I've read 30 books so far and 19 were by women, 8 by men, and 3 anthologies with both female and male authors two of which were mostly female authors. My year of reading lots of women is still going strong!!

Friday, March 8, 2019

Books of 2019- Installment #5

21. Gmorning, Gnight!: Little Pep Talks for Me  & You by Lin-Manuel Miranda & Jonny Sun
Oh, my how sweet is this book!!! And the drawings put me over the moon!!!

22. Earthly Delights by Kerry Greenwood
I love the Phryne Fisher mysteries, so I was excited to start another series by Kerry Greenwood. This is like and not like Phryne. The main character Corinna is a baker and is surrounded by cats, so I'm so happy!

23. The Bees by Laline Paull
My friend keeps meeting beekeepers, and I heard that this book had a nonhuman narrator. Sign me up! I am fascinated with the societies of the other inhabitants of this planet, that we for the most part act like don't exist. So this book is really fascinating because we are immersed in a beehive and their society.

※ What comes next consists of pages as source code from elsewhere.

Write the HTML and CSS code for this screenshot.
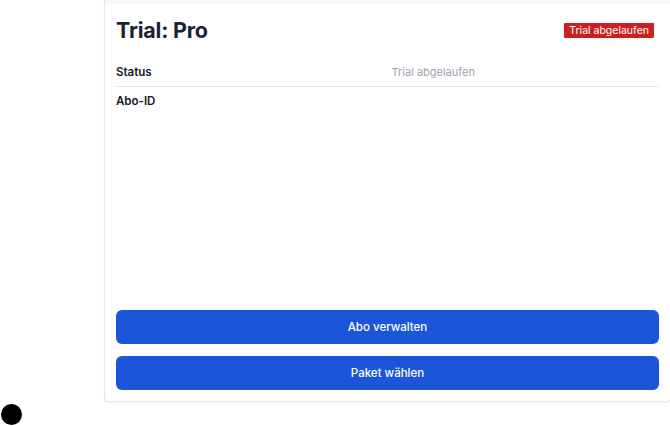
FILE: index.html
```html
<!DOCTYPE html>
<html lang="de">
<head>
<meta charset="utf-8">
<title>Trial: Pro</title>
<link rel="stylesheet" href="styles.css">
</head>
<body>
<div class="page">
  <section class="card">
    <div class="card-top"></div>
    <div class="card-body">
      <header class="card-header">
        <h1 class="title">Trial: Pro</h1>
        <span class="badge">Trial abgelaufen</span>
      </header>
      <dl class="details">
        <div class="row row-divided">
          <dt class="label">Status</dt>
          <dd class="value">Trial abgelaufen</dd>
        </div>
        <div class="row">
          <dt class="label">Abo-ID</dt>
          <dd class="value"></dd>
        </div>
      </dl>
      <div class="actions">
        <button class="btn" type="button">Abo verwalten</button>
        <button class="btn" type="button">Paket wählen</button>
      </div>
    </div>
  </section>
</div>
<div class="dev-dot"></div>
</body>
</html>
```
FILE: styles.css
```css
* { box-sizing: border-box; }
html, body { margin: 0; padding: 0; background: #ffffff; }
body {
  font-family: Inter, "Noto Sans", "Liberation Sans", sans-serif;
  color: #111827;
  width: 670px;
  height: 426px;
  overflow: hidden;
  position: relative;
}
.page {
  padding-left: 104px;
}
.card {
  width: 567px;
  height: 402px;
  background: #ffffff;
  border: 1px solid #e7e8ea;
  border-top: none;
  border-radius: 0 0 4px 4px;
  box-shadow: 0 1px 2px rgba(0, 0, 0, 0.06);
  display: flex;
  flex-direction: column;
}
.card-top {
  height: 4px;
  background: #f7f8fa;
}
.card-body {
  flex: 1;
  display: flex;
  flex-direction: column;
  padding: 12px 11px 11px 11px;
}
.card-header {
  display: flex;
  align-items: center;
  justify-content: space-between;
  height: 28px;
  padding-right: 5px;
}
.title {
  margin: 0;
  font-size: 21.5px;
  line-height: 28px;
  font-weight: 700;
  color: #1b2333;
  letter-spacing: -0.2px;
}
.badge {
  background: #cd1f1f;
  color: #ffffff;
  font-size: 10.5px;
  line-height: 15px;
  height: 15px;
  padding: 0 5px;
  border-radius: 1px;
  font-weight: 400;
}
.details {
  margin: 14px 0 0 0;
}
.row {
  display: grid;
  grid-template-columns: 1fr 1fr;
  column-gap: 8px;
  padding: 4px 0;
}
.row-divided {
  border-bottom: 1px solid #e5e7eb;
}
.label {
  font-size: 11.5px;
  line-height: 20px;
  font-weight: 600;
  color: #111827;
}
.value {
  margin: 0;
  font-size: 11px;
  line-height: 20px;
  color: #9ca3af;
}
.actions {
  margin-top: auto;
  display: flex;
  flex-direction: column;
  gap: 12px;
}
.btn {
  height: 34px;
  border: none;
  border-radius: 6px;
  background: #1b56da;
  color: #ffffff;
  font-family: inherit;
  font-size: 11.5px;
  font-weight: 500;
}
.dev-dot {
  position: absolute;
  left: 1px;
  top: 404px;
  width: 21px;
  height: 21px;
  border-radius: 50%;
  background: #000000;
}
```
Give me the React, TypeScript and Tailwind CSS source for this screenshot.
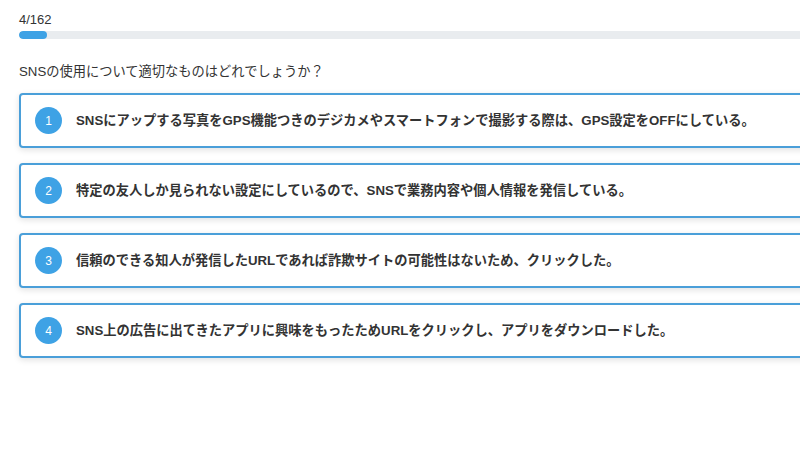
import React from "react";

const options = [
  "SNSにアップする写真をGPS機能つきのデジカメやスマートフォンで撮影する際は、GPS設定をOFFにしている。",
  "特定の友人しか見られない設定にしているので、SNSで業務内容や個人情報を発信している。",
  "信頼のできる知人が発信したURLであれば詐欺サイトの可能性はないため、クリックした。",
  "SNS上の広告に出てきたアプリに興味をもったためURLをクリックし、アプリをダウンロードした。",
];

export default function App() {
  return (
    <div
      className="w-[800px] h-[460px] overflow-hidden bg-white text-[#333]"
      style={{ fontFamily: '"Liberation Sans", "Noto Sans CJK JP", sans-serif' }}
    >
      <div className="w-[840px] pl-[19px] pt-[12px]">
        <div className="text-[13px] leading-[16px]">4/162</div>
        <div className="mt-[3px] h-[8px] w-full rounded-full bg-[#e9ecef] overflow-hidden">
          <div className="h-full w-[28px] rounded-full bg-[#3ea2e5]" />
        </div>
        <div className="mt-[24px] text-[13.25px] leading-[18px]">
          SNSの使用について適切なものはどれでしょうか？
        </div>
        <div className="mt-[12px] flex flex-col gap-[15px]">
          {options.map((t, i) => (
            <div
              key={i}
              className="h-[55px] flex items-center rounded-[4px] border-2 border-[#4a9fd9] bg-white pl-[14px] shadow-[0_2px_6px_rgba(0,0,0,0.12)]"
            >
              <div className="w-[27px] h-[27px] rounded-full bg-[#3ea2e5] text-white flex items-center justify-center text-[12px] shrink-0">
                {i + 1}
              </div>
              <div className="ml-[14px] text-[13.25px] font-bold whitespace-nowrap">{t}</div>
            </div>
          ))}
        </div>
      </div>
    </div>
  );
}
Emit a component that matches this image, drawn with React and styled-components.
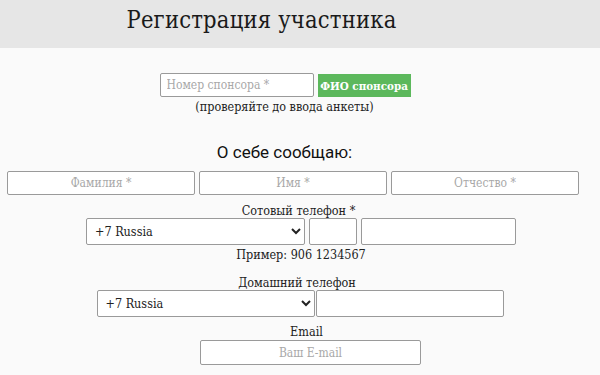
import React from 'react';
import styled, { createGlobalStyle } from 'styled-components';

const Global = createGlobalStyle`
  html, body {
    margin: 0;
    padding: 0;
    background: #fafafa;
    font-family: "DejaVu Serif Condensed", "DejaVu Serif", "Liberation Serif", serif;
    color: #222;
  }
`;

const Header = styled.header`
  height: 48px;
  background: #e6e6e6;
  display: flex;
  align-items: center;
  justify-content: center;
`;

const Title = styled.h1`
  margin: 0 0 9px;
  font-weight: 400;
  font-size: 23.5px;
  letter-spacing: 0.2px;
  color: #1a1a1a;
  padding-right: 77px;
`;

const Form = styled.form`
  width: 572px;
  margin-left: 7px;
  display: flex;
  flex-direction: column;
  align-items: center;
`;

const Row = styled.div`
  display: flex;
  gap: ${p => p.gap ?? 4}px;
  justify-content: center;
  margin-left: ${p => p.shift || 0}px;
  margin-top: ${p => p.top || 0}px;
`;

const Input = styled.input`
  box-sizing: border-box;
  width: ${p => p.w}px;
  height: ${p => p.h || 24}px;
  border: 1px solid #9a9a9a;
  border-radius: 2px;
  background: #fff;
  font-family: inherit;
  font-size: 12px;
  padding: 0 6px;
  text-align: ${p => (p.center ? 'center' : 'left')};
  &::placeholder {
    color: #a8a8a8;
  }
`;

const Select = styled.select`
  box-sizing: border-box;
  width: ${p => p.w}px;
  height: 27px;
  border: 1px solid #9a9a9a;
  border-radius: 2px;
  background: #fff;
  font-family: inherit;
  font-size: 12.5px;
  color: #222;
  padding: 0 4px;
`;

const GreenButton = styled.button`
  width: 93px;
  height: 23px;
  margin-top: 1px;
  padding: 0;
  border: none;
  background: #5cb85c;
  color: #fff;
  font-family: inherit;
  font-weight: 700;
  font-size: 11.5px;
`;

const Note = styled.div`
  font-size: 12.5px;
  margin-top: ${p => p.top || 2}px;
  margin-left: ${p => p.shift || 0}px;
  line-height: 15px;
`;

const Section = styled.h2`
  margin: 28px 0 9px;
  margin-left: ${p => p.shift || 0}px;
  font-family: Roboto, "Liberation Sans", sans-serif;
  font-weight: 400;
  font-size: 17px;
  color: #111;
`;

export default function App() {
  return (
    <>
      <Global />
      <Header>
        <Title>Регистрация участника</Title>
      </Header>
      <Form onSubmit={e => e.preventDefault()}>
        <Row top={25} shift={-16}>
          <Input w={154} placeholder="Номер спонсора *" />
          <GreenButton type="button">ФИО спонсора</GreenButton>
        </Row>
        <Note shift={-17}>(проверяйте до ввода анкеты)</Note>

        <Section shift={-17}>О себе сообщаю:</Section>
        <Row gap={4}>
          <Input w={188} center placeholder="Фамилия *" />
          <Input w={188} center placeholder="Имя *" />
          <Input w={188} center placeholder="Отчество *" />
        </Row>

        <Note top={8} shift={11}>Сотовый телефон *</Note>
        <Row top={0} shift={16}>
          <Select w={219} defaultValue="ru">
            <option value="ru">+7 Russia</option>
          </Select>
          <Input w={48} h={27} />
          <Input w={155} h={27} />
        </Row>
        <Note top={2} shift={16}>Пример: 906 1234567</Note>

        <Note top={13} shift={8}>Домашний телефон</Note>
        <Row top={0} gap={1} shift={14}>
          <Select w={218} defaultValue="ru">
            <option value="ru">+7 Russia</option>
          </Select>
          <Input w={188} h={27} />
        </Row>
        <Note top={7} shift={27}>Email</Note>
        <Row top={1} shift={35}>
          <Input w={221} h={25} center placeholder="Ваш E-mail" />
        </Row>
      </Form>
    </>
  );
}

24. Disappearance at Devil's Rock by Paul Tremblay
I joined an online horror book club, and there was a poll to see which book would be our first book. This book was in the lead and I was afraid if I waited until the book was chosen that I wouldn't be able to get. The library had it so I got it. Now I'm not really into horror, but I have enjoyed quite a few books that are considered horror and I was considering A Head Full of Ghosts by Paul Tremblay a long time ago, so... here we are. Turns out, I devoured this book and don't think it was horror at all. Scared me but not as much as other books but definitely good!!

25. Dead Man's Chest by Kerry Greenwood
This is the 18th book in the Phryne Fisher mysteries. I have been enjoying it so very much that I decided to savor them. And I have, but this year I decided I would finish this series. I even started a different Kerry Greenwood series (Earthly Delights is the first!) to prep myself! And this book is so good! I'm so glad I read it! It really lifted my spirits!


I've read 25 books so far and 17 were by women, 7 by men, and 1 by mostly women. My year of reading lots of women is still going strong!!